Так, впрочем, со словесными рядами случается далеко не всегда. И неожиданным свидетельством тому может служить превосходная работа Марии Котовой и Олега Лекманова «В лабиринтах романа-загадки. Комментарий к роману В. П. Катаева “Алмазный мой венец”» (М.: «Аграф»). Когда мовист-лауреат выпустил свою скандальную «как бы мемуарную» книгу (1978), встретили ее по-разному. Кто — брезгливо, а кто и весьма сочувственно. Именно свободой поэта старались оправдать поклонники манерной и интересничающей прозы ее автора. Оспаривать катаевский цинизм брались только блюстители советской литературной иерархии — приверженцы «эстетизма» и «модернизма», разумеется, говорили об особых правах художника. Что ж, права так права. Давно известно, что до конца правдивых мемуаров не существует, как не существует и воспоминаний стопроцентно лживых. «Ложь» и «правда» не сводятся к «фактам» — комментаторы убедительно показывают, что настоящих выдумок у Катаева почти нет. Есть иное — последовательное изменение акцентов и значимые умолчания, в результате которых складывается картина не «фантастическая» (если бы!), а просто комфортная для сочинителя, увеличивающая его «масштаб» и словно бы освобождающая от грехов. Катаев изо всех сил старается доказать, что он «такой же» как Пастернак, Булгаков или Мандельштам, превращенные его волей в марионеток с «интимными» (по сути — глумливыми) прозвищами («мулат», «синеглазый», «щелкунчик»). Не получается. Как раз при свете «фактов», освобожденных от специфических обертонов, и рушится миф о счастливом и свободном разбеге ассоциаций. В том-то и дело, что «Венец» сооружался тщательно и оглядчиво, что если и была в книге игра, то по жестким (и выгодным для автора) правилам, что «проговариваться» (а без этого нет поэзии) Катаев не хотел и, видимо, не умел.

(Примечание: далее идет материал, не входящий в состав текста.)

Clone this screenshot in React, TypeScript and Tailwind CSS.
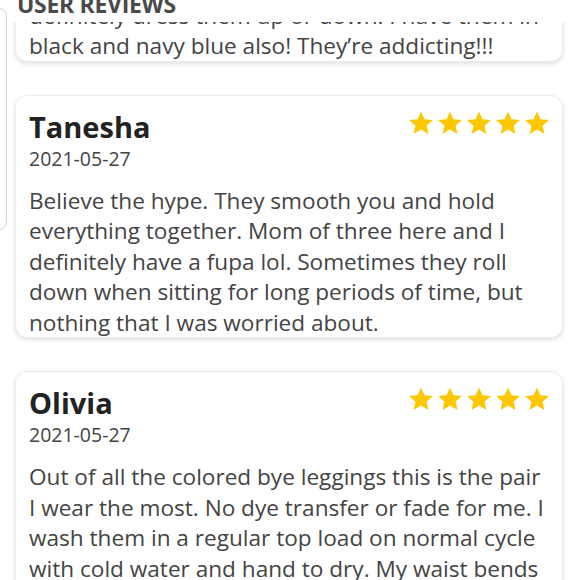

Комментаторы поставили перед собой обычную научную задачу — и ее отлично решили: источники установлены, параллели указаны, впечатляющая картина московской (и в какой-то мере — одесской и харьковской) литературной жизни 1920-х годов нарисована. (Куда более колоритно, чем у самого Катаева.) Но работая с «фактами», не минуешь вопроса о том, как именно они писателем препарировались, — гуляя по лабиринту, выявляешь его план. Тут-то и выяснилось, что не всякий обман (полуобман, обман на осьмушку) — «возвышающий». Доверять стоит поэзии — прочее лучше проверять.

Андрей Немзер

10.02.2005.


[Главная] [Архив] [Книга] [Письмо послать]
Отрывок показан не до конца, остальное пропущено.